Check out sections [1](https://jakevdp.github.io/PythonDataScienceHandbook/02.01-understanding-data-types.html), [2](https://jakevdp.github.io/PythonDataScienceHandbook/02.02-the-basics-of-numpy-arrays.html), [3](https://jakevdp.github.io/PythonDataScienceHandbook/02.03-computation-on-arrays-ufuncs.html) on NumPy and sections [1](https://jakevdp.github.io/PythonDataScienceHandbook/03.01-introducing-pandas-objects.html), [2](https://jakevdp.github.io/PythonDataScienceHandbook/03.02-data-indexing-and-selection.html), [3](https://jakevdp.github.io/PythonDataScienceHandbook/03.03-operations-in-pandas.html), [6](https://jakevdp.github.io/PythonDataScienceHandbook/03.05-hierarchical-indexing.html), [7](https://jakevdp.github.io/PythonDataScienceHandbook/03.06-concat-and-append.html) on Pandas.

### Recommended Readings
There are two schools of doing network analysis. Borgatti & Everett (2018) teach the Social Network Analysis way that has been practiced in the social sciences for over fifty years. Menczer et al. (2020) teach the network science way that is being practiced in the interdiciplinary complex networks community for about 20 years. In the course, we will draw on both schools. Zweig (2016) adds important commentary and epistemological guidance to doing better network analysis. We will also make reference to the general social network theory of White (2008). A summary of this theory is available in German (Schmitt & Fuhse, 2015).

#### References
Borgatti, S.P., M.G. Everett, & J.C. Johnson. 2018. *Analyzing Social Networks*. 2nd Edition. SAGE.
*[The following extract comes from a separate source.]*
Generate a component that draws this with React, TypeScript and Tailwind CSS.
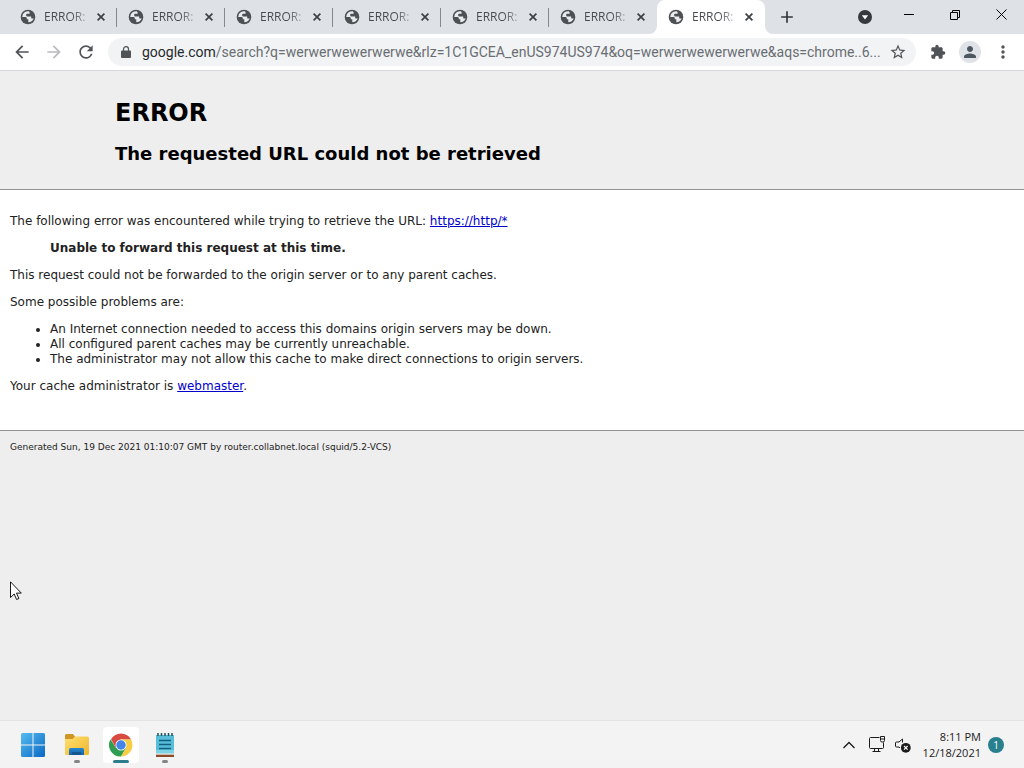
import React from 'react';
import {
  MdAdd,
  MdArrowBack,
  MdArrowForward,
  MdExtension,
  MdMoreVert,
  MdPerson,
  MdRefresh,
  MdStarBorder,
} from 'react-icons/md';

const tabs = [1, 2, 3, 4, 5, 6, 7];

function GlobeIcon() {
  return (
    <svg className="size-4 shrink-0" viewBox="0 0 16 16" aria-hidden="true">
      <circle cx="8" cy="8" r="7.300" fill="#4d5154" />
      <path
        d="M8.800 2.300C6.500 2 4 3.200 2.900 5.200L2.200 8h3.300c1 0 1.300.7 1.300 1.400v.9h1.500v2.900c2.500 0 4.600-1.500 5.400-3.800h-1.500c-.7 0-1-.4-1-1V7.600H7.600C6.700 7.600 6.100 7 6.100 6.100c0-.8.600-1.300 1.400-1.300h1.300c.6 0 1-.4 1-1z"
        fill="#e9ebee"
      />
    </svg>
  );
}

function Tab({ active }: { active: boolean }) {
  return (
    <div
      className={
        active
          ? 'relative flex h-full w-[108px] items-center rounded-t-lg bg-white pr-2 pl-[11px]'
          : 'relative flex h-full w-[108px] items-center pr-2 pl-[11px]'
      }
    >
      {active && (
        <>
          <svg className="absolute bottom-0 -left-2 size-2" viewBox="0 0 8 8" aria-hidden="true">
            <path d="M8 0v8H0a8 8 0 0 0 8-8z" fill="#fff" />
          </svg>
          <svg className="absolute -right-2 bottom-0 size-2" viewBox="0 0 8 8" aria-hidden="true">
            <path d="M0 0v8h8a8 8 0 0 1-8-8z" fill="#fff" />
          </svg>
        </>
      )}
      <GlobeIcon />
      <button className="ml-2 flex-1 bg-linear-to-r from-[#45494d] from-60% to-[#45494d]/20 bg-clip-text text-left text-xs whitespace-nowrap text-transparent">
        ERROR:
      </button>
      <button aria-label="Close tab" className="ml-1 flex size-4 shrink-0 items-center justify-center">
        <svg className="size-2" viewBox="0 0 8 8" stroke="#3c4043" strokeWidth="1.700">
          <path d="M.6.6l6.800 6.800M7.400.6L.6 7.400" />
        </svg>
      </button>
    </div>
  );
}

function TabStrip() {
  return (
    <div className="flex h-[34px] bg-[#dee1e6] pl-[9px]">
      {tabs.map((id, i) => (
        <div key={id} className="relative">
          <Tab active={i === tabs.length - 1} />
          {i < tabs.length - 2 && <span className="absolute top-2 right-0 h-[19px] w-px bg-[#85898e]" />}
        </div>
      ))}
      <button aria-label="New tab" className="ml-3 flex items-center text-[#34373b]">
        <MdAdd className="size-5" />
      </button>
      <div className="ml-auto flex">
        <button aria-label="Search tabs" className="flex w-11 items-center justify-center">
          <svg className="size-[14px]" viewBox="0 0 14 14">
            <circle cx="7" cy="7" r="7" fill="#36393e" />
            <path d="M3.800 5.200h6.400L7 9.600z" fill="#fff" />
          </svg>
        </button>
        <button aria-label="Minimize" className="flex h-[29px] w-11 items-center justify-center">
          <svg className="h-px w-[10px]" viewBox="0 0 10 1">
            <path d="M0 0h10v1H0z" />
          </svg>
        </button>
        <button aria-label="Restore" className="flex h-[29px] w-12 items-center justify-center">
          <svg className="size-[10px]" viewBox="0 0 10 10" fill="none" stroke="#000">
            <path d="M.5 2.500h7v7h-7zM2.500 2.500v-2h7v7h-2" />
          </svg>
        </button>
        <button aria-label="Close" className="flex h-[29px] w-[45px] items-center justify-center">
          <svg className="size-[11px]" viewBox="0 0 11 11" stroke="#000">
            <path d="M.5.5l10 10M10.500.5l-10 10" />
          </svg>
        </button>
      </div>
    </div>
  );
}

function Toolbar() {
  return (
    <div className="flex h-[37px] items-center border-b border-[#d5d7da] bg-white pr-[11px] pl-3 text-[#505357]">
      <button aria-label="Back" className="mr-3">
        <MdArrowBack className="size-5" />
      </button>
      <button aria-label="Forward" className="mr-3 text-[#b9bbbe]">
        <MdArrowForward className="size-5" />
      </button>
      <button aria-label="Reload" className="mr-3">
        <MdRefresh className="size-5" />
      </button>
      <div className="flex h-7 min-w-0 flex-1 items-center rounded-full bg-[#f1f3f4] pr-[9px] pl-[13px]">
        <svg className="h-3 w-[10px] shrink-0" viewBox="0 0 10 12" aria-hidden="true">
          <path d="M1 4.500h8a1 1 0 0 1 1 1V11a1 1 0 0 1-1 1H1a1 1 0 0 1-1-1V5.500a1 1 0 0 1 1-1z" fill="#505357" />
          <path d="M2.500 5V3.200a2.500 2.500 0 0 1 5 0V5" fill="none" stroke="#505357" strokeWidth="1.200" />
        </svg>
        <button className="ml-[11px] min-w-0 flex-1 overflow-hidden text-left font-[Roboto,sans-serif] text-sm whitespace-nowrap text-[#6a6e73]">
          <span className="text-[#27292c]">google.com</span>
          /search?q=werwerwewerwerwe&amp;rlz=1C1GCEA_enUS974US974&amp;oq=werwerwewerwerwe&amp;aqs=chrome..6...
        </button>
        <button aria-label="Bookmark this page" className="ml-2">
          <MdStarBorder className="size-[18px]" />
        </button>
      </div>
      <button aria-label="Extensions" className="ml-[14px]">
        <MdExtension className="size-4" />
      </button>
      <button
        aria-label="Profile"
        className="ml-[13px] flex size-[22px] items-center justify-center rounded-full bg-[#dfe3e8] text-[#4d5762]"
      >
        <MdPerson className="size-[18px]" />
      </button>
      <button aria-label="Menu" className="ml-3">
        <MdMoreVert className="size-5" />
      </button>
    </div>
  );
}

function ErrorPage() {
  return (
    <main className="flex-1 bg-[#eeeeee] font-['DejaVu_Sans',sans-serif] text-xs leading-[15px] text-[#222]">
      <header className="pt-[25px] pb-[23px] pl-[115px] font-bold text-black">
        <h1 className="text-2xl leading-[34px]">ERROR</h1>
        <h2 className="mt-3 text-lg leading-6">The requested URL could not be retrieved</h2>
      </header>
      <section className="flex flex-col gap-3 border-y border-[#929292] bg-white px-[10px] pt-6 pb-9">
        <p>
          The following error was encountered while trying to retrieve the URL:{' '}
          <a href="https://http/*" className="text-[#0000cc] underline">
            https://http/*
          </a>
        </p>
        <blockquote className="px-10 font-bold">Unable to forward this request at this time.</blockquote>
        <p>This request could not be forwarded to the origin server or to any parent caches.</p>
        <p>Some possible problems are:</p>
        <ul className="list-disc pl-10">
          <li>An Internet connection needed to access this domains origin servers may be down.</li>
          <li>All configured parent caches may be currently unreachable.</li>
          <li>The administrator may not allow this cache to make direct connections to origin servers.</li>
        </ul>
        <p>
          Your cache administrator is{' '}
          <a href="mailto:webmaster" className="text-[#0000cc] underline">
            webmaster
          </a>
          .
        </p>
      </section>
      <footer className="px-[10px] pt-[9px] text-[9px]">
        Generated Sun, 19 Dec 2021 01:10:07 GMT by router.collabnet.local (squid/5.2-VCS)
      </footer>
    </main>
  );
}

function StartIcon() {
  return (
    <svg className="size-6" viewBox="0 0 24 24">
      <defs>
        <linearGradient id="start" x1="0" y1="0" x2="24" y2="24" gradientUnits="userSpaceOnUse">
          <stop offset="0" stopColor="#55bdf0" />
          <stop offset="1" stopColor="#0a67c4" />
        </linearGradient>
      </defs>
      <path
        d="M1.500 0h10v11.500H0v-10A1.500 1.500 0 0 1 1.500 0zM12.500 0h10A1.500 1.500 0 0 1 24 1.500v10H12.500zM0 12.500h11.500V24h-10A1.500 1.500 0 0 1 0 22.500zM12.500 12.500H24v10a1.500 1.500 0 0 1-1.500 1.500h-10z"
        fill="url(#start)"
      />
    </svg>
  );
}

function FolderIcon() {
  return (
    <svg className="size-6" viewBox="0 0 24 24">
      <defs>
        <linearGradient id="folder" x1="0" y1="0" x2="1" y2="1">
          <stop offset="0" stopColor="#ffdf70" />
          <stop offset="1" stopColor="#efb62b" />
        </linearGradient>
        <linearGradient id="tray" x1="0" y1="0" x2="0" y2="1">
          <stop offset="0" stopColor="#2587cc" />
          <stop offset="1" stopColor="#1765a8" />
        </linearGradient>
      </defs>
      <path d="M0 2.500A1.500 1.500 0 0 1 1.500 1H8l2 2.500V8H0z" fill="#cf9626" />
      <path d="M0 6h7.500l2.500-2.500h12.500A1.500 1.500 0 0 1 24 5v15.500A1.500 1.500 0 0 1 22.500 22h-21A1.500 1.500 0 0 1 0 20.500z" fill="url(#folder)" />
      <path d="M4 22v-5.500A1.500 1.500 0 0 1 5.500 15h12A1.500 1.500 0 0 1 19 16.500V22z" fill="url(#tray)" />
      <path d="M7 19h9v3H7z" fill="#15578f" />
    </svg>
  );
}

function ChromeIcon() {
  return (
    <svg className="size-6" viewBox="0 0 48 48">
      <path d="M3.200 12.500A23 23 0 0 0 24 47l10-17.250L24 24l-10 5.750z" fill="#2f9e52" />
      <path d="M24 12.500h19.900A23 23 0 0 1 24 47l10-17.250z" fill="#f9cc45" />
      <path d="M4.100 12.500L14 29.750 24 12.500h19.900A23 23 0 0 0 4.100 12.500z" fill="#d84b41" />
      <circle cx="24" cy="24" r="11" fill="#fff" />
      <circle cx="24" cy="24" r="9.500" fill="#4385e8" />
    </svg>
  );
}

function NotepadIcon() {
  return (
    <svg className="h-6 w-5" viewBox="0 0 20 24">
      <path d="M1 2h18v19H1z" fill="#57bdd8" />
      <path d="M1 17h18v4H1z" fill="#7dd2e4" />
      <path d="M1 21h18v3H1z" fill="#8a4b27" />
      <path d="M1 20.500h18v1.200H1z" fill="#f2eee9" />
      <path d="M4 7.500h12M4 11.500h12M4 15.500h12" stroke="#135f80" strokeWidth="1.500" />
      <path d="M3 0v3M6.500 0v3M10 0v3M13.500 0v3M17 0v3" stroke="#27505e" strokeWidth="1.500" />
    </svg>
  );
}

function TaskButton({
  label,
  state,
  children,
}: {
  label: string;
  state?: 'open' | 'active';
  children: React.ReactNode;
}) {
  return (
    <button
      aria-label={label}
      className={
        state === 'active'
          ? 'relative flex h-9 w-9 items-center justify-center rounded bg-white'
          : 'relative flex h-9 w-9 items-center justify-center'
      }
    >
      {children}
      {state === 'active' && <span className="absolute bottom-0 h-[3px] w-4 rounded-full bg-[#2b7e8c]" />}
      {state === 'open' && <span className="absolute bottom-0 h-[3px] w-[6px] rounded-full bg-[#858585]" />}
    </button>
  );
}

function Taskbar() {
  return (
    <div className="flex h-12 items-center border-t border-[#e3e3e3] bg-[#f3f3f3] pr-5 pl-[15px] text-[#1b1b1b]">
      <div className="flex gap-2">
        <TaskButton label="Start">
          <StartIcon />
        </TaskButton>
        <TaskButton label="File Explorer" state="open">
          <FolderIcon />
        </TaskButton>
        <TaskButton label="Google Chrome" state="active">
          <ChromeIcon />
        </TaskButton>
        <TaskButton label="Notepad" state="open">
          <NotepadIcon />
        </TaskButton>
      </div>
      <div className="ml-auto flex items-center">
        <button aria-label="Show hidden icons" className="mr-[14px]">
          <svg className="h-2 w-3" viewBox="0 0 12 8" fill="none" stroke="#1b1b1b" strokeWidth="1.300">
            <path d="M.5 7L6 1.500 11.500 7" />
          </svg>
        </button>
        <button aria-label="Network" className="mr-[9px]">
          <svg className="size-[17px]" viewBox="0 0 17 17" fill="none" stroke="#1b1b1b">
            <path d="M10.500 1.500h-9a1 1 0 0 0-1 1v9a1 1 0 0 0 1 1h12a1 1 0 0 0 1-1V6.500M3.500 15.500h8M5.500 12.500v3M9.500 12.500v3" />
            <path d="M11.500.5h4v4a1.500 1.500 0 0 1-1.500 1.500h-1a1.500 1.500 0 0 1-1.500-1.500zM11.500 3h4" />
          </svg>
        </button>
        <button aria-label="Volume" className="mr-3">
          <svg className="h-4 w-4" viewBox="0 0 16 16" fill="none" stroke="#1b1b1b">
            <path d="M7.500 5.500V2L4 5H1.500a1 1 0 0 0-1 1v3a1 1 0 0 0 1 1H4l1 1" />
            <circle cx="10.800" cy="10.800" r="4.900" fill="#1b1b1b" stroke="none" />
            <path d="M9 9l3.600 3.600M12.600 9L9 12.600" stroke="#fff" strokeWidth="1.200" />
          </svg>
        </button>
        <button className="mr-[7px] text-right text-[11px] leading-4">
          <span className="block">8:11 PM</span>
          <span className="block">12/18/2021</span>
        </button>
        <button
          aria-label="1 new notification"
          className="flex size-4 items-center justify-center rounded-full bg-[#28808e] text-[10px] leading-4 text-white"
        >
          1
        </button>
      </div>
    </div>
  );
}

export default function App() {
  return (
    <div className="relative flex min-h-screen flex-col font-['Open_Sans','Noto_Sans',sans-serif]">
      <TabStrip />
      <Toolbar />
      <ErrorPage />
      <Taskbar />
      <svg className="pointer-events-none absolute top-[581px] left-[10px] h-5 w-3" viewBox="0 0 12 20" aria-hidden="true">
        <path d="M.5.8v15.700l3.700-3.500 2.400 5.500 2.300-1-2.400-5.400h4.800z" fill="#fff" stroke="#000" strokeWidth=".9" />
      </svg>
    </div>
  );
}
White, H.C. 2008. *Identity and Control: How Social Formations Emerge*. Princeton University Press.

Schmitt, M. & J. Fuhse. 2015. *Zur Aktualität von Harrison White: Einführung in sein Werk*. Springer VS.

Menczer, F., S. Fortunato, & C.A. Davis. 2020. *A First Course in Network Science*. Cambridge University Press. Tutorials, datasets, and other material at: https://github.com/CambridgeUniversityPress/FirstCourseNetworkScience/

Zweig, K.A. 2016. *Network Analysis Literacy*. Springer.